Added to this fun Christmas is their uncle whom the narrator believes is a pedophile (she’d caught him rubbing the butt of the six-year-old niece). There’s an interesting aside when she addresses K “that you cringe whenever I mention the pedophile thing, and feel that it should not be placed in any story, because it overwhelms it and is too terrible for words.” The story is fun enough but this direct address just makes it all the more unusual.
Then we learn about the cats. Clara died first–eaten by a coyote. Indeed, the coyotes were the death of all the cats–not some weird mystical thing as the beginning hinted at. The other cats were Chocolate, Patches, Simmy and Crow. Each cat was different with unique personalities. Patches was killed next. So their mother institutes a new rule: no cats outside. But then two weeks later Simmy sped past someone who left the door open, and was not seen again.
It’s interesting as the narrator tells this story how disinterested she is in the cats (which is after all the impetus of the story). She’s not even sure if she likes her nieces. When her niece was two years old and said of her, “Sometimes when your heart is big, all you really want is Aunt D, and I was like, “Great, I’m fucked, I’m going to like this kid, this nice thing, forever.”

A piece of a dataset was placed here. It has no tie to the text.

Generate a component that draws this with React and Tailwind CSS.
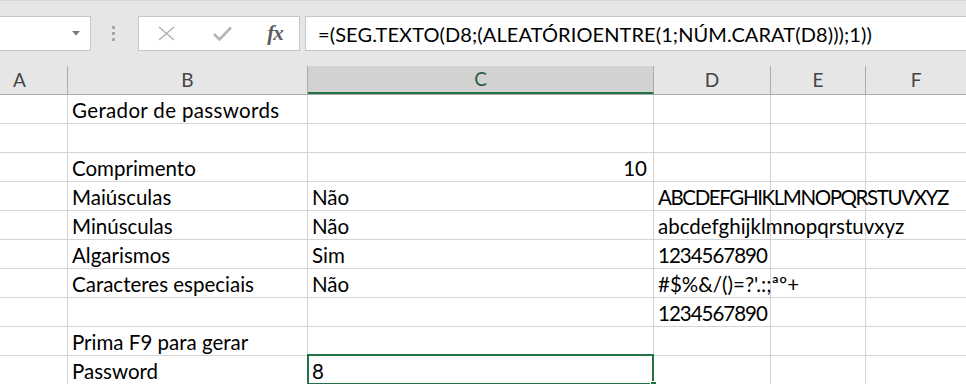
import React from "react";

const cols = [68, 240, 346, 117, 95, 100];
const heads = ["A", "B", "C", "D", "E", "F"];

const UP = "tracking-[-1.4px]";
const DIG = "tracking-[-1px]";

const rows = [
  ["", { t: "Gerador de passwords", c: "tracking-[0.35px]" }, "", "", "", ""],
  ["", "", "", "", "", ""],
  ["", "Comprimento", { r: "10" }, "", "", ""],
  ["", "Maiúsculas", "Não", { t: "ABCDEFGHIKLMNOPQRSTUVXYZ", c: UP }, "", ""],
  ["", "Minúsculas", "Não", "abcdefghijklmnopqrstuvxyz", "", ""],
  ["", "Algarismos", "Sim", { t: "1234567890", c: DIG }, "", ""],
  ["", "Caracteres especiais", "Não", "#$%&/()=?'.:;ªº+", "", ""],
  ["", "", "", { t: "1234567890", c: DIG }, "", ""],
  ["", "Prima F9 para gerar", "", "", "", ""],
  ["", "Password", { sel: "8" }, "", "", ""],
];

const font = { fontFamily: "Lato, 'Noto Sans', sans-serif" };

export default function App() {
  return (
    <div className="w-[966px] h-[384px] overflow-hidden bg-white text-black" style={font}>
      {/* toolbar */}
      <div className="h-[66px] bg-[#e6e6e6] border-t border-[#d6d6d6] flex items-start pt-[15px]">
        <div className="w-[91px] h-[35px] bg-white border border-l-0 border-[#c6c6c6] flex items-center justify-end pr-[10px]">
          <svg width="8" height="5" viewBox="0 0 8 5">
            <path d="M0 0 L8 0 L4 4.5 Z" fill="#7a7a7a" />
          </svg>
        </div>
        <div className="w-[47px] h-[35px] flex flex-col items-center justify-center gap-[3px] pr-[2px]">
          <div className="w-[3px] h-[3px] bg-[#a6a6a6]" />
          <div className="w-[3px] h-[3px] bg-[#a6a6a6]" />
          <div className="w-[3px] h-[3px] bg-[#a6a6a6]" />
        </div>
        <div className="w-[162px] h-[35px] bg-white border border-[#c6c6c6] flex items-center">
          <div className="w-[54px] flex justify-center pl-[1px]">
            <svg width="17" height="15" viewBox="0 0 17 15">
              <path d="M1 1 L16 14 M16 1 L1 14" stroke="#b4b4b4" strokeWidth="1.6" fill="none" />
            </svg>
          </div>
          <div className="w-[54px] flex justify-center pl-[4px]">
            <svg width="19" height="15" viewBox="0 0 19 15">
              <path d="M1 8 L6.5 13.5 L18 1.5" stroke="#b4b4b4" strokeWidth="2.6" fill="none" />
            </svg>
          </div>
          <div className="flex-1 flex justify-center pl-[4px]">
            <span
              className="italic font-bold text-[21px] leading-none text-[#5c5c5c] tracking-[-1px]"
              style={{ fontFamily: "'Liberation Serif', serif" }}
            >
              fx
            </span>
          </div>
        </div>
        <div className="ml-[5px] flex-1 h-[35px] bg-white border border-r-0 border-[#c6c6c6] flex items-center pl-[12px]">
          <span className="text-[20px] leading-none whitespace-nowrap tracking-[0.1px]">
            =(SEG.TEXTO(D8;(ALEATÓRIOENTRE(1;NÚM.CARAT(D8)));1))
          </span>
        </div>
      </div>

      {/* column headers */}
      <div className="flex h-[29px] bg-[#e6e6e6] border-b border-[#ababab]">
        {heads.map((h, i) => (
          <div
            key={h}
            style={{ width: cols[i] }}
            className={
              "h-full flex items-center text-[19px] " +
              (i === 0 ? "justify-start pl-[13px] " : "justify-center ") +
              (i < 5 ? "border-r border-[#ababab] " : "") +
              (i === 2
                ? "bg-[#d2d2d2] text-[#2b5e40] border-b-2 border-b-[#217346] -mb-[1px]"
                : "text-[#444444]")
            }
          >
            {h}
          </div>
        ))}
      </div>

      {/* cells */}
      <div className="flex flex-col">
        {rows.map((row, ri) => (
          <div key={ri} className="flex h-[29px] shrink-0">
            {row.map((c, ci) => {
              const isObj = typeof c === "object";
              return (
                <div
                  key={ci}
                  style={{ width: cols[ci] }}
                  className={
                    "relative h-full border-b border-[#d4d4d4] flex items-end pb-[1px] text-[20.5px] leading-[24px] whitespace-nowrap " +
                    (ci < 5 ? "border-r " : "") +
                    (isObj && c.r ? "justify-end pr-[6px] " : "pl-[4px] ") +
                    (ci === 3 ? "overflow-visible z-10 " : "")
                  }
                >
                  {isObj ? (
                    c.t ? <span className={c.c}>{c.t}</span> : (c.r || c.sel)
                  ) : (
                    c
                  )}
                  {isObj && c.sel && (
                    <>
                      <div className="absolute -top-[2px] -left-[1px] -right-[1px] -bottom-[1px] border-2 border-[#217346] pointer-events-none" />
                      <div className="absolute -right-[4px] -bottom-[4px] w-[7px] h-[7px] bg-[#217346] border border-white" />
                    </>
                  )}
                </div>
              );
            })}
          </div>
        ))}
      </div>
    </div>
  );
}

During all of this, there is yet another character who comes in, their sister-in-law, Kunda who is trying to conceive. Kunda is a
hot, nice, Hindi immigrant who had put herself through college by waitressing and …worshiped her husband, a pimply blond government Secretary in her department. She met him when she was thirty-seven and after they started dating she told me, “I love him.” I said, “Really? He’s so ugly, pink-faced and blond.” And she said “He’s a good one, a keeper.
The narrator’s sister insists that the narrator say nothing to Kunda. Nothing. The narrator is offended because she has helped many people conceive through her holistic nutrition (although she can offer no actual proof).
The story grows in tension and uncomfortableness as many Christmas stories do, but this one has unique properties with the narrator interfering slightly with her sister’s parenting and her life in general: “You’re not supposed to eat wheat!…the guests might like gluten-free lasagna, and she said that No one likes gluten-free lasagna.” She also allows the Bartonella bacteria to make her do things she knows she shouldn’t: “At 3AM I woke and ate half the gingerbread mansion. I’m not proud of that, but I do blame it for the rest of the story.” When a cat walks into the room later and farts, Curtis has totally earned that potentially cheap joke.
The story goes on with more very funny lines and increasing agitation until the Kamikaze Cat Training comes up–the girls try to teach Crow to attack a fake coyote. Sadly, it doesn’t help Chocolate who is killed next when their mother left the door open.
As Christmas dinner subsides, the Bartonella attacks the narrator and she starts hallucinating and we get this wonderful description: “I don’t know, K, why my inflamed brain turned my district medical officer sister-in-law, a tall Hindi woman with wide cheeks and curly black hair, into an elephant–I think it was the association of elephants and Hinduism, plus I’m racist.” And soon all of he relatives are various animals. And she can’t control herself with Kunda or anyone else. And then Crow gets out.
Oh my goodness I was in stitches through the whole thing–despite the cat killing–and I am encouraging other readers with a love of a dry wit to give this story a try, it was so dark and so funny, it could become a Christmas classic. I’d love to hear it read aloud (or even acted out).